Craving salt and desiring anything but a pile of dishes, I picked up the phone for takeout. “What do you want tonight?”
A seemingly simple question, and yet in the year 2020; it felt unnecessarily loaded. What do I want.
I’ll paint a picture:
I want to be in a metaphorical center that could be anywhere but feels like the middle of the damn universe. I want any collective of my dearest friends to walk down an unassuming winding staircase to a dark, busy bar with little exposure to the outside world. It will smell faintly of cigarettes but also laundry and cedar. I want to order top shelf craft liquor, neat, make it two. I want there to be live jazz playing in the corner, but not overly loud; just faintly enough to make me feel like I’m an adult, which I am most certainly not. I want my friends, colleagues, and mentors to filter in and out all night while we stay put at the bar, drifting from the music in the corner to conversation that involves a lot of eye contact; you know the type. I want the jazz musician to leave sometime around 2 AM, and the bartender will start to play Arcade Fire while weaving in and out of overly dramatic 90’s deep cuts, and we will get fucking weepy.
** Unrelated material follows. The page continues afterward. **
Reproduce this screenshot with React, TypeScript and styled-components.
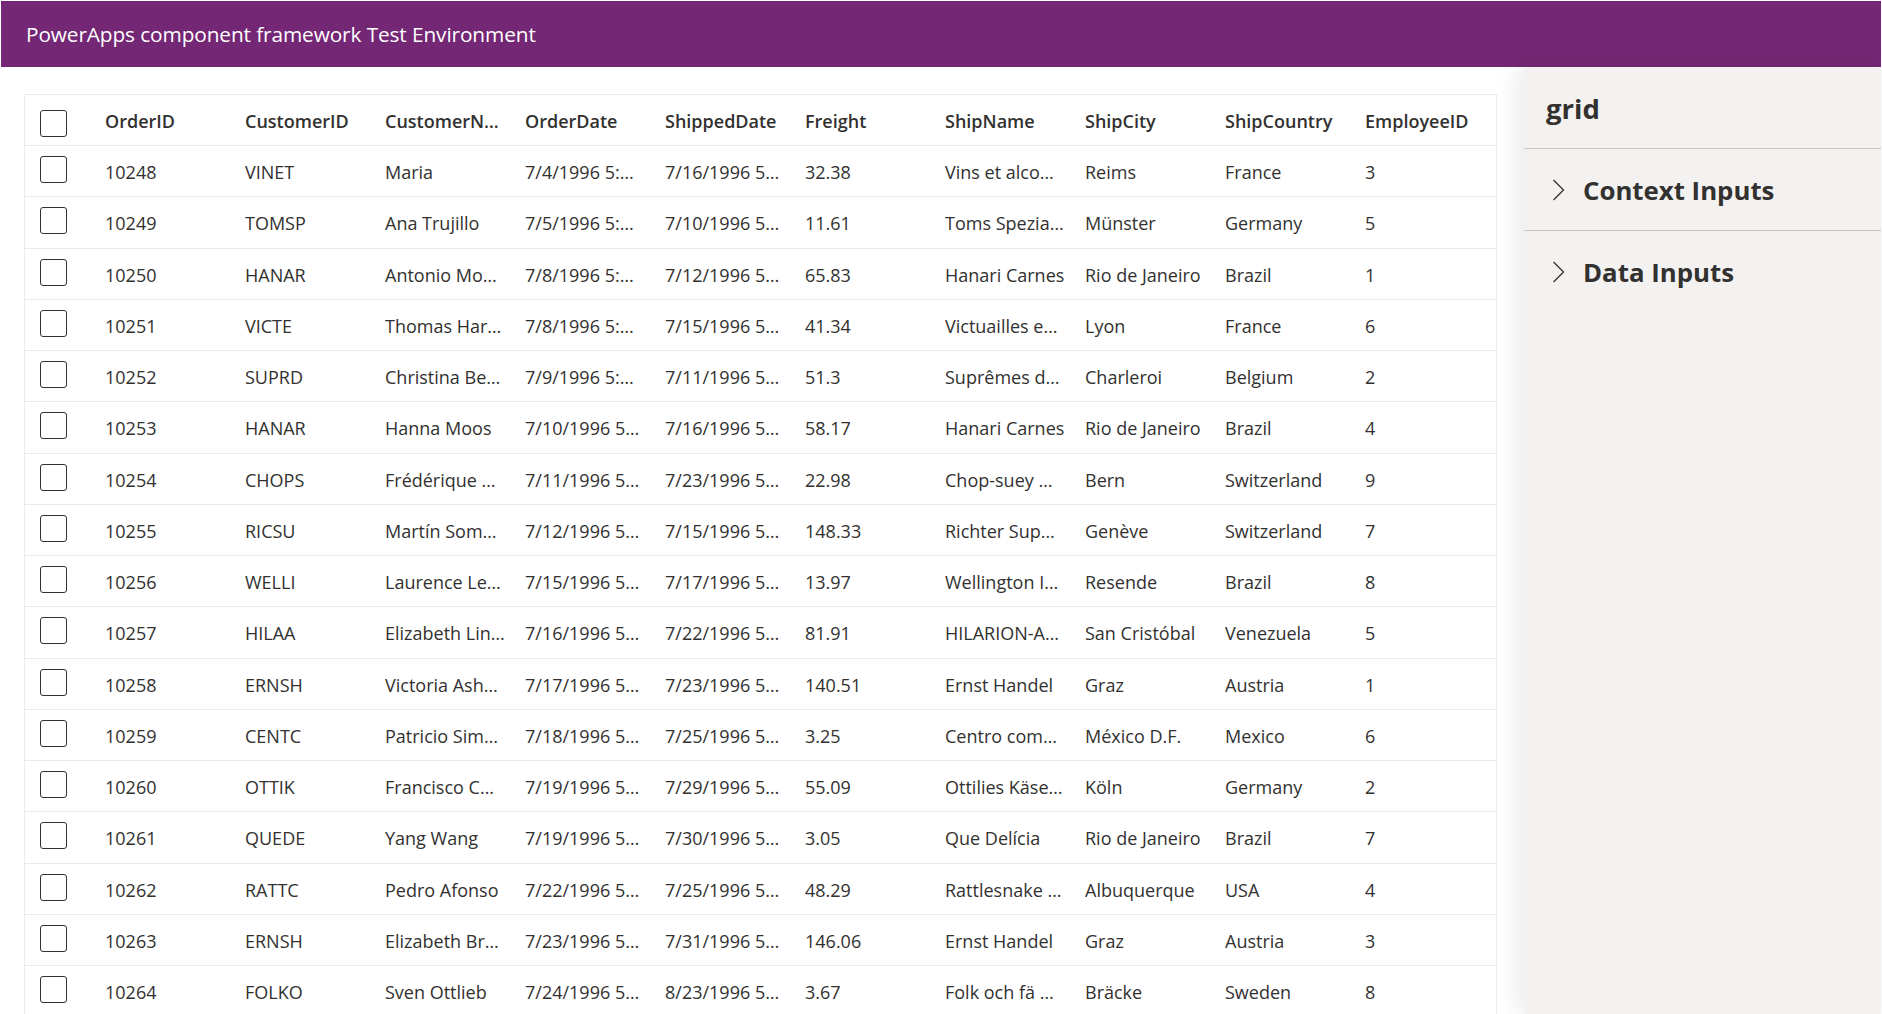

I want to tip huge; in cash. I want to walk upstairs and outside to early morning blue light brimming ever so slightly upon some horizon; wherever we are in the world. When the sun finally rises, I want to get bagels in the place “everyone goes,” the one where, if walls could talk, would tell stories of asking for raises, of staying sober on prom night, of deciding to get that tattoo, and of contented 6 am silence.
I do not want anything extraordinary. I want to feel transcended in the mundane; a divorce from the outside world, if just for one night. But for right now, I’m still out here, navigating the less than celebrated in-between with a side of Szechuan chicken.